- What is expected -
Provide the records once more, identical to the original.
BEGIN Records for this exercise
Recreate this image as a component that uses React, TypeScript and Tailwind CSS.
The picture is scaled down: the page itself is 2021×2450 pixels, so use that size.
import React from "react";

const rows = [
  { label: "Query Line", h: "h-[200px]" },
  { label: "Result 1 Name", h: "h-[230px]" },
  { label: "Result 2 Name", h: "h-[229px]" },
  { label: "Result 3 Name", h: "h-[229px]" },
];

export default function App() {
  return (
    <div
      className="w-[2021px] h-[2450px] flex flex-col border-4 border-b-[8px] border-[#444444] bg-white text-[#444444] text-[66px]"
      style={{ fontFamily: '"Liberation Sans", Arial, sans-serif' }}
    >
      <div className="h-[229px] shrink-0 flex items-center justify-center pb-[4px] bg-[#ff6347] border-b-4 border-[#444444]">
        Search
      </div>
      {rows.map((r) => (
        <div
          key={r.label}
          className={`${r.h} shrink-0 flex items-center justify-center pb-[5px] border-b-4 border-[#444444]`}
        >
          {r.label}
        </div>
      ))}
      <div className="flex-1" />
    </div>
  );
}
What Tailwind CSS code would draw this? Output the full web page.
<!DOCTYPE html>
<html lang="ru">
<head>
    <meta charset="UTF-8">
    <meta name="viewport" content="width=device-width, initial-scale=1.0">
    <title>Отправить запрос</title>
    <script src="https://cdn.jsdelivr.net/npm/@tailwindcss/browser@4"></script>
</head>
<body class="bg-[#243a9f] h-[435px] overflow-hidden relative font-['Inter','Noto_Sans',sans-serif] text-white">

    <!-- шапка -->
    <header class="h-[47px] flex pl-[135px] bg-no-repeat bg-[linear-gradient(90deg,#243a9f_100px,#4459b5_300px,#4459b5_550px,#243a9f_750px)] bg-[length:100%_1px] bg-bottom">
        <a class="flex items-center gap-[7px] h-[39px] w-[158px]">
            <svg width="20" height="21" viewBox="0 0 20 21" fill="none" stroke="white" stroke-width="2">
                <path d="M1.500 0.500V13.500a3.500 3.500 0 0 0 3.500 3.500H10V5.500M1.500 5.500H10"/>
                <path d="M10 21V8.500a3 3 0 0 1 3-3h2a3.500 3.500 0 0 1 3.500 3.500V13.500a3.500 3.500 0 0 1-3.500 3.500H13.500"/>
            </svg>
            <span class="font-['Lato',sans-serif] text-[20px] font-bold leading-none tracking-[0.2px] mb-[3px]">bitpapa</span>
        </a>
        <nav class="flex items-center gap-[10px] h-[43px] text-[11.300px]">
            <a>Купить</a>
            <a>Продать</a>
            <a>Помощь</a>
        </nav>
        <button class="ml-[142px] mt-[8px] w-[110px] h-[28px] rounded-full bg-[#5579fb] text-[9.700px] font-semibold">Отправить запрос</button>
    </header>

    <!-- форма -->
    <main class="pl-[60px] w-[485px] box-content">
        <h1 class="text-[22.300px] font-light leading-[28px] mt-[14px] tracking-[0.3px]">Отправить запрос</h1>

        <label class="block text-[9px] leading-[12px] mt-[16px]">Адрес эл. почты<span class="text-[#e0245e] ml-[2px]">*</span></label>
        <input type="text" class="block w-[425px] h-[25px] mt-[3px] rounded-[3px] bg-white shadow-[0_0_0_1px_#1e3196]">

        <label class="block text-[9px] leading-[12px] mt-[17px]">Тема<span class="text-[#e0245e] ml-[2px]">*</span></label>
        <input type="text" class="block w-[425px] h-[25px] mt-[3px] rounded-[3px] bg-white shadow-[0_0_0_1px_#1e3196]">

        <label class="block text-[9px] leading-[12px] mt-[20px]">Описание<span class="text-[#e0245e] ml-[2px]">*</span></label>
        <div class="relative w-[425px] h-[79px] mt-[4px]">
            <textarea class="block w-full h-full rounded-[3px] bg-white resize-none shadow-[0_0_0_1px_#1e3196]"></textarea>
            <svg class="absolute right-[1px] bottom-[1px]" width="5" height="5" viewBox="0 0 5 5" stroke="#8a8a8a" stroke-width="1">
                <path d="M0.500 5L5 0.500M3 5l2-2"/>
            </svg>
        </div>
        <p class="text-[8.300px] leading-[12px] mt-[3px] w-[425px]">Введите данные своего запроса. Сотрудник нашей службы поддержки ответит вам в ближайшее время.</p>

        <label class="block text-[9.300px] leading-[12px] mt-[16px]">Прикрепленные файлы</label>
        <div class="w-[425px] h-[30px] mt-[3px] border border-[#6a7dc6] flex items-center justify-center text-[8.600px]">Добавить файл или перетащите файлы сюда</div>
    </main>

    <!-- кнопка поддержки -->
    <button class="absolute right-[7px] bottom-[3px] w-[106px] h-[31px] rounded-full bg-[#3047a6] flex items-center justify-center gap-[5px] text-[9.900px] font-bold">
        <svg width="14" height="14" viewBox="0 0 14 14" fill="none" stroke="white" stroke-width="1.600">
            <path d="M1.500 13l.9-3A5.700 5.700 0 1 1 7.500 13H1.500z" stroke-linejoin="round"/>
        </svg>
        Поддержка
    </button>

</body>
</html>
END Records for this exercise
- Response -
Recreate this image as a component that uses React, TypeScript and Tailwind CSS.
The picture is scaled down: the page itself is 2021×2450 pixels, so use that size.
import React from "react";

const rows = [
  { label: "Query Line", h: "h-[200px]" },
  { label: "Result 1 Name", h: "h-[230px]" },
  { label: "Result 2 Name", h: "h-[229px]" },
  { label: "Result 3 Name", h: "h-[229px]" },
];

export default function App() {
  return (
    <div
      className="w-[2021px] h-[2450px] flex flex-col border-4 border-b-[8px] border-[#444444] bg-white text-[#444444] text-[66px]"
      style={{ fontFamily: '"Liberation Sans", Arial, sans-serif' }}
    >
      <div className="h-[229px] shrink-0 flex items-center justify-center pb-[4px] bg-[#ff6347] border-b-4 border-[#444444]">
        Search
      </div>
      {rows.map((r) => (
        <div
          key={r.label}
          className={`${r.h} shrink-0 flex items-center justify-center pb-[5px] border-b-4 border-[#444444]`}
        >
          {r.label}
        </div>
      ))}
      <div className="flex-1" />
    </div>
  );
}
What Tailwind CSS code would draw this? Output the full web page.
<!DOCTYPE html>
<html lang="ru">
<head>
    <meta charset="UTF-8">
    <meta name="viewport" content="width=device-width, initial-scale=1.0">
    <title>Отправить запрос</title>
    <script src="https://cdn.jsdelivr.net/npm/@tailwindcss/browser@4"></script>
</head>
<body class="bg-[#243a9f] h-[435px] overflow-hidden relative font-['Inter','Noto_Sans',sans-serif] text-white">

    <!-- шапка -->
    <header class="h-[47px] flex pl-[135px] bg-no-repeat bg-[linear-gradient(90deg,#243a9f_100px,#4459b5_300px,#4459b5_550px,#243a9f_750px)] bg-[length:100%_1px] bg-bottom">
        <a class="flex items-center gap-[7px] h-[39px] w-[158px]">
            <svg width="20" height="21" viewBox="0 0 20 21" fill="none" stroke="white" stroke-width="2">
                <path d="M1.500 0.500V13.500a3.500 3.500 0 0 0 3.500 3.500H10V5.500M1.500 5.500H10"/>
                <path d="M10 21V8.500a3 3 0 0 1 3-3h2a3.500 3.500 0 0 1 3.500 3.500V13.500a3.500 3.500 0 0 1-3.500 3.500H13.500"/>
            </svg>
            <span class="font-['Lato',sans-serif] text-[20px] font-bold leading-none tracking-[0.2px] mb-[3px]">bitpapa</span>
        </a>
        <nav class="flex items-center gap-[10px] h-[43px] text-[11.300px]">
            <a>Купить</a>
            <a>Продать</a>
            <a>Помощь</a>
        </nav>
        <button class="ml-[142px] mt-[8px] w-[110px] h-[28px] rounded-full bg-[#5579fb] text-[9.700px] font-semibold">Отправить запрос</button>
    </header>

    <!-- форма -->
    <main class="pl-[60px] w-[485px] box-content">
        <h1 class="text-[22.300px] font-light leading-[28px] mt-[14px] tracking-[0.3px]">Отправить запрос</h1>

        <label class="block text-[9px] leading-[12px] mt-[16px]">Адрес эл. почты<span class="text-[#e0245e] ml-[2px]">*</span></label>
        <input type="text" class="block w-[425px] h-[25px] mt-[3px] rounded-[3px] bg-white shadow-[0_0_0_1px_#1e3196]">

        <label class="block text-[9px] leading-[12px] mt-[17px]">Тема<span class="text-[#e0245e] ml-[2px]">*</span></label>
        <input type="text" class="block w-[425px] h-[25px] mt-[3px] rounded-[3px] bg-white shadow-[0_0_0_1px_#1e3196]">

        <label class="block text-[9px] leading-[12px] mt-[20px]">Описание<span class="text-[#e0245e] ml-[2px]">*</span></label>
        <div class="relative w-[425px] h-[79px] mt-[4px]">
            <textarea class="block w-full h-full rounded-[3px] bg-white resize-none shadow-[0_0_0_1px_#1e3196]"></textarea>
            <svg class="absolute right-[1px] bottom-[1px]" width="5" height="5" viewBox="0 0 5 5" stroke="#8a8a8a" stroke-width="1">
                <path d="M0.500 5L5 0.500M3 5l2-2"/>
            </svg>
        </div>
        <p class="text-[8.300px] leading-[12px] mt-[3px] w-[425px]">Введите данные своего запроса. Сотрудник нашей службы поддержки ответит вам в ближайшее время.</p>

        <label class="block text-[9.300px] leading-[12px] mt-[16px]">Прикрепленные файлы</label>
        <div class="w-[425px] h-[30px] mt-[3px] border border-[#6a7dc6] flex items-center justify-center text-[8.600px]">Добавить файл или перетащите файлы сюда</div>
    </main>

    <!-- кнопка поддержки -->
    <button class="absolute right-[7px] bottom-[3px] w-[106px] h-[31px] rounded-full bg-[#3047a6] flex items-center justify-center gap-[5px] text-[9.900px] font-bold">
        <svg width="14" height="14" viewBox="0 0 14 14" fill="none" stroke="white" stroke-width="1.600">
            <path d="M1.500 13l.9-3A5.700 5.700 0 1 1 7.500 13H1.500z" stroke-linejoin="round"/>
        </svg>
        Поддержка
    </button>

</body>
</html>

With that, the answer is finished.